Manuel Gouveia* | opinião
Este não é um artigo sobre a situação na Ucrânia, nem sobre as sanções da UE à Rússia. É um artigo sobre algo que foi dito na apresentação dessas sanções, e que tem uma importância que as transcende, e que ajuda a perceber o mundo em que vivemos.
Na Conferência de Imprensa onde apresentou as «Sanções em cinco frentes», a Presidente da CE, Ursula Von der Leyen, afirmou que as sanções abrangeriam igualmente «a elite russa, restringindo os depósitos para que não possam continuar a esconder o seu dinheiro em portos seguros na Europa».
Esta frase significa desde logo que a UE sabe que as elites russas roubavam o povo russo e que escondem o produto desse roubo nos países ocidentais. Sabe e era cúmplice desse processo, pois se agora o proíbe é porque sempre o pode proibir, mas nunca tal lhe interessou. Esta ideia deve ser complementada com uma recordação: a de que a (re)instalação dessas elites no poder foi algo pelo qual «o ocidente» lutou durante dezenas de anos.
Mas a declaração significa mais.
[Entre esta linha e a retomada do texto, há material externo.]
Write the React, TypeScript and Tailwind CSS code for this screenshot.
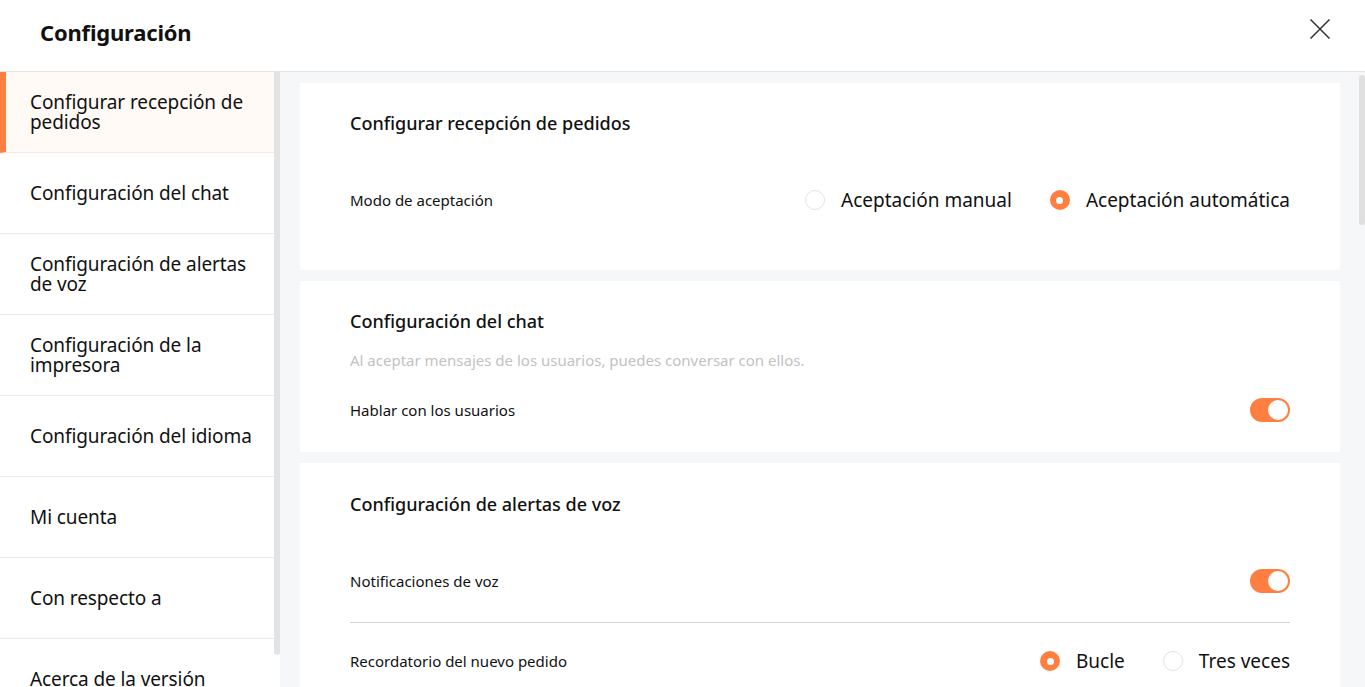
import { useState } from "react"

const navItems = [
  "Configurar recepción de pedidos",
  "Configuración del chat",
  "Configuración de alertas de voz",
  "Configuración de la impresora",
  "Configuración del idioma",
  "Mi cuenta",
  "Con respecto a",
  "Acerca de la versión",
]

function Radio({ checked, label, onClick }: { checked: boolean; label: string; onClick: () => void }) {
  return (
    <button type="button" onClick={onClick} className="flex h-6 items-center gap-4">
      {checked ? (
        <span className="flex h-5 w-5 items-center justify-center rounded-full bg-[#ff7f41]">
          <span className="h-[7px] w-[7px] rounded-full bg-white" />
        </span>
      ) : (
        <span className="h-5 w-5 rounded-full border border-[#dfe3e8] bg-white" />
      )}
      <span className="text-[19px] leading-6 text-[#111]">{label}</span>
    </button>
  )
}

function Toggle({ on, onChange }: { on: boolean; onChange: (v: boolean) => void }) {
  return (
    <button
      type="button"
      onClick={() => onChange(!on)}
      className={`flex h-6 w-10 items-center rounded-full px-[2px] ${on ? "justify-end bg-[#ff7f41]" : "justify-start bg-[#dcdfe6]"}`}
    >
      <span className="h-5 w-5 rounded-full bg-white" />
    </button>
  )
}

export default function App() {
  const [active, setActive] = useState(0)
  const [mode, setMode] = useState("auto")
  const [chat, setChat] = useState(true)
  const [voice, setVoice] = useState(true)
  const [reminder, setReminder] = useState("loop")

  return (
    <div className="flex h-[687px] flex-col overflow-hidden bg-white font-['Noto_Sans',sans-serif] text-[#111]">
      <header className="flex h-[72px] shrink-0 items-center justify-between border-b border-[#e5e5e5] pr-[35px] pb-2 pl-10">
        <h1 className="text-[22px] font-bold leading-7 tracking-[-0.2px]">Configuración</h1>
        <button type="button" className="-mt-[6px]">
          <svg width="20" height="20" viewBox="0 0 20 20" fill="none" stroke="#333" strokeWidth="1.5">
            <path d="M0.5 0.5L19.5 19.5M19.5 0.5L0.5 19.5" />
          </svg>
        </button>
      </header>

      <div className="flex min-h-0 flex-1">
        <aside className="relative w-[280px] shrink-0 overflow-hidden pr-[6px]">
          {navItems.map((item, i) => (
            <button
              type="button"
              key={item}
              onClick={() => setActive(i)}
              className={`flex h-[81px] w-full shrink-0 items-center border-b border-[#ebebeb] pr-2 pb-[1px] text-left text-[19px] leading-[20px] tracking-[-0.1px] ${
                active === i ? "border-l-[6px] border-l-[#ff7f41] bg-[#fffaf5] pl-6" : "pl-[30px]"
              }`}
            >
              {item}
            </button>
          ))}
          <div className="absolute top-0 right-0 h-[583px] w-[6px] rounded-b-full bg-[#e3e3e3]" />
        </aside>

        <main className="relative flex-1 overflow-hidden bg-[#f6f7f9] pt-[11px] pr-[25px] pl-5">
          <div className="flex flex-col gap-[11px]">
            <section className="bg-white px-[50px] pt-[28px] pb-[58px]">
              <h2 className="text-[18px] leading-6 font-medium">Configurar recepción de pedidos</h2>
              <div className="mt-[53px] flex h-6 items-center justify-between">
                <span className="text-[15px]">Modo de aceptación</span>
                <div className="flex items-center gap-[38px]">
                  <Radio checked={mode === "manual"} label="Aceptación manual" onClick={() => setMode("manual")} />
                  <Radio checked={mode === "auto"} label="Aceptación automática" onClick={() => setMode("auto")} />
                </div>
              </div>
            </section>

            <section className="bg-white px-[50px] pt-[28px] pb-[30px]">
              <h2 className="text-[18px] leading-6 font-medium">Configuración del chat</h2>
              <p className="mt-[17px] text-[15px] leading-5 text-[#c2c2c2]">
                Al aceptar mensajes de los usuarios, puedes conversar con ellos.
              </p>
              <div className="mt-[28px] flex h-6 items-center justify-between">
                <span className="text-[15px]">Hablar con los usuarios</span>
                <Toggle on={chat} onChange={setChat} />
              </div>
            </section>

            <section className="bg-white px-[50px] pt-[29px] pb-[28px]">
              <h2 className="text-[18px] leading-6 font-medium">Configuración de alertas de voz</h2>
              <div className="mt-[53px] flex h-6 items-center justify-between">
                <span className="text-[15px]">Notificaciones de voz</span>
                <Toggle on={voice} onChange={setVoice} />
              </div>
              <div className="mt-[29px] flex h-[52px] items-end justify-between border-t border-[#d4d4d4] pb-[1px]">
                <span className="text-[15px] leading-6">Recordatorio del nuevo pedido</span>
                <div className="flex items-center gap-[38px]">
                  <Radio checked={reminder === "loop"} label="Bucle" onClick={() => setReminder("loop")} />
                  <Radio checked={reminder === "three"} label="Tres veces" onClick={() => setReminder("three")} />
                </div>
              </div>
            </section>
          </div>
          <div className="absolute top-[3px] right-0 h-[150px] w-[6px] rounded-full bg-[#e0e0e0]" />
        </main>
      </div>
    </div>
  )
}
Significa que as elites de outros países podem continuar a esconder na UE o dinheiro que roubam aos seus povos. Esta continuará a ser um «porto seguro» para esse dinheiro roubado, escondendo-o dos respectivos povos, e caso esses povos decidam libertar-se dessas elites, a UE impedirá esses povos de recuperar o dinheiro que lhes foi roubado guardando-o para os seus ilegítimos donos, as tais elites.
E o único «mas», a única condição que essas elites têm que cumprir, é não desobedecer ao «Ocidente». É submeterem-se à sua vontade imperial. Se o fizerem podem encher estádios de futebol ou sedes de sindicatos com opositores e matá-los, que o seu dinheiro continuará «em porto seguro». Se o fizerem, podem bombardear o Iémen, decapitar opositores, manter as mulheres numa escravidão feudal, que o seu dinheiro continuará «em porto seguro». Se o fizerem, podem ocupar um país vizinho e obrigar o seu povo a 50 anos de exílio no deserto e ter as cadeias cheias de presos políticos, que o seu dinheiro continuará «em porto seguro».
Se não obedecerem, então «o Ocidente» roubar-lhes-á o dinheiro que eles roubaram aos povos, e como «ladrão que rouba ladrão tem cem anos de perdão» continuará a ostentar aquela máscara de superioridade moral que esconde a mais nauseabunda hipocrisia e uma postura puramente colonialista.
Uma última reflexão. Para nos libertarmos de todas as visões coloniais. É que «as elites» da UE também vivem de roubar os povos (da UE e do resto do mundo), também aqui legalizam o muito que roubam. Por isso acham normal serem «o porto seguro» para guardar o dinheiro roubado em todo o mundo, e cobrar o dízimo por esse serviço.